Why it's kicking off - and will the paras help?

Last night saw the launch of Paul Mason's Why It's Kicking Off Everywhere at the QE Hall on the Southbank. Paul debated the implications of the title with Ewa Jasiewicz, Costas Lapavistsas and Mark Fisher. It was an interesting enough evening, Jasiewicz was a real breath of fresh air and there where plenty to think about as we left the hall. But, Oh! I don't know. I just get this edgy feeling when surrounded by left-wing intellectuals sipping Chablis and discussing the likelihood of world revolution. One thing's for sure, the much talked of international proletariat were conspicuous by their absence and at ten quid a ticket and one of the most expensive bars in town it's not surprising. But it was a good evening and I'm glad that I went. One thing that came across loud and clear from all concerned last night was that regardless of the importance or otherwise of information technology, our futures will be decided on the streets. If you doubt that you can rest assured that your doubts are not shared by the state and today brings news that 3 Para are undertaking special training to deal with civil unrest. Kicking off? We ain't seen nothing yet.

Thursday, 2 February 2012

Angelo Dundee. We lose a boxing legend.

The seedy world of professional boxing captured so well by writers like Damon Runyon and AJ Liebling has a stock of classic locations including the smoke filled small hall and the losers post-fight dressing room, but it's the old style boxing gym that has always captured my imagination. I'm talking about real gyms here, not the ludicrous chrome and carpet fitness emporiums so loved by the chattering classes, but the gym as a workplace for one of the worlds toughest jobs. The smell of sweat and lineament, the sound of skip-ropes and the rat-tat-tat of the speed ball, the pounding of the heavy bag and the grunts as fighters hone their craft in the ring. All this is overseen by that most venerable of fight game characters - the trainer. The old time boxing trainer belongs to an age before degrees in sports science.

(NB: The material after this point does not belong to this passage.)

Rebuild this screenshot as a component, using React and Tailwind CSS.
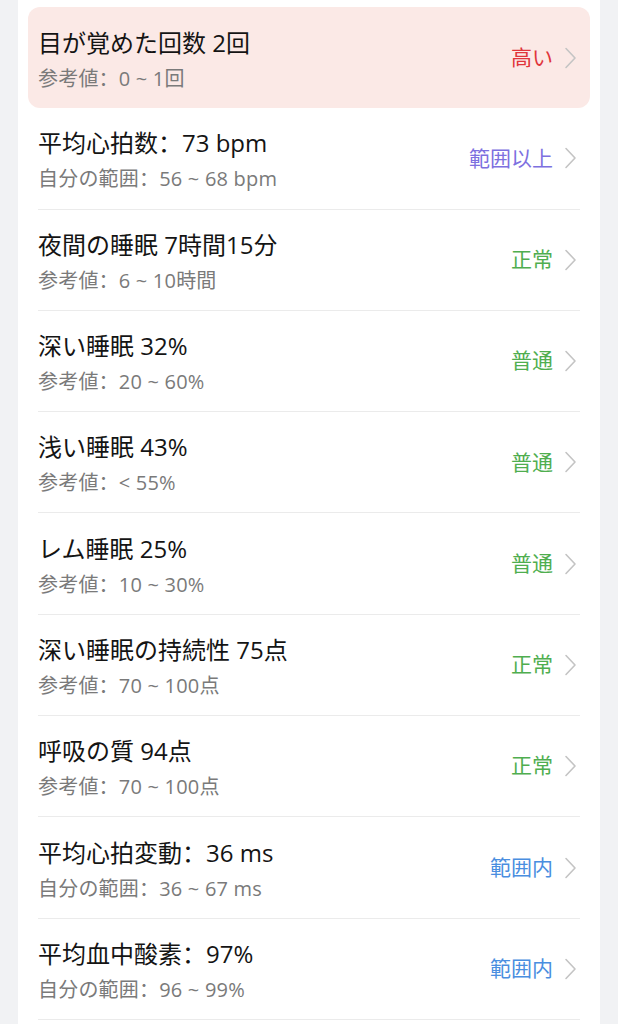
const rows = [
  { title: '目が覚めた回数 2回', sub: '参考値：0 ~ 1回', label: '高い', color: 'text-[#e0353b]', alert: true },
  { title: '平均心拍数：73 bpm', sub: '自分の範囲：56 ~ 68 bpm', label: '範囲以上', color: 'text-[#7d70df]' },
  { title: '夜間の睡眠 7時間15分', sub: '参考値：6 ~ 10時間', label: '正常', color: 'text-[#4fae4f]' },
  { title: '深い睡眠 32%', sub: '参考値：20 ~ 60%', label: '普通', color: 'text-[#4fae4f]' },
  { title: '浅い睡眠 43%', sub: '参考値：< 55%', label: '普通', color: 'text-[#4fae4f]' },
  { title: 'レム睡眠 25%', sub: '参考値：10 ~ 30%', label: '普通', color: 'text-[#4fae4f]' },
  { title: '深い睡眠の持続性 75点', sub: '参考値：70 ~ 100点', label: '正常', color: 'text-[#4fae4f]' },
  { title: '呼吸の質 94点', sub: '参考値：70 ~ 100点', label: '正常', color: 'text-[#4fae4f]' },
  { title: '平均心拍変動：36 ms', sub: '自分の範囲：36 ~ 67 ms', label: '範囲内', color: 'text-[#4a8ee0]' },
  { title: '平均血中酸素：97%', sub: '自分の範囲：96 ~ 99%', label: '範囲内', color: 'text-[#4a8ee0]' },
];

const Chevron = () => (
  <svg width="13" height="22" viewBox="0 0 13 22" fill="none" className="flex-shrink-0">
    <path d="M2 1.5 L11 11 L2 20.5" stroke="#c4c4c4" strokeWidth="1.6" strokeLinecap="round" strokeLinejoin="round" />
  </svg>
);

const App = () => {
  return (
    <div className="min-h-screen bg-[#f1f2f4] px-[18px] font-['Open_Sans','Noto_Sans_CJK_SC',sans-serif]">
      <div className="bg-white min-h-[1024px] px-[10px] pt-[7px]">
        {rows.map((r, i) => (
          <div key={i} className={r.alert ? 'bg-[#fbe9e6] rounded-xl px-[10px]' : 'px-[10px]'}>
            <div className={`h-[101.3px] flex items-center justify-between ${r.alert ? '' : 'border-b border-[#ebebeb]'}`}>
              <div className="flex flex-col gap-[6px] pt-[4px]">
                <p className="text-[24px] leading-[32px] text-[#141414]">{r.title}</p>
                <p className="text-[20px] leading-[28px] text-[#7a7a7a] tracking-[0.2px]">{r.sub}</p>
              </div>
              <div className="flex items-center gap-[11px] pr-[3px]">
                <span className={`text-[21px] ${r.color}`}>{r.label}</span>
                <Chevron />
              </div>
            </div>
          </div>
        ))}
      </div>
    </div>
  );
};

export default App;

He is a master in the art of staunching blood, taping hands and looking into the eyes of a young fighter and deciding whether or not to send his charge out for one more round. The knowledge has been handed down from generation to generation or gleaned from the hedgerows of experience.
The boxing game mourns the loss of Angelo Dundee at the age of ninety. Angelo was best known to the general public for his work with Muhammad Ali but the venerable trainer and corner man had worked with many of the top fighters of the post-war era including Carmen Basilio, Willie Pastrano and the legendary Sugar Ray Leonard. He was a true boxing great.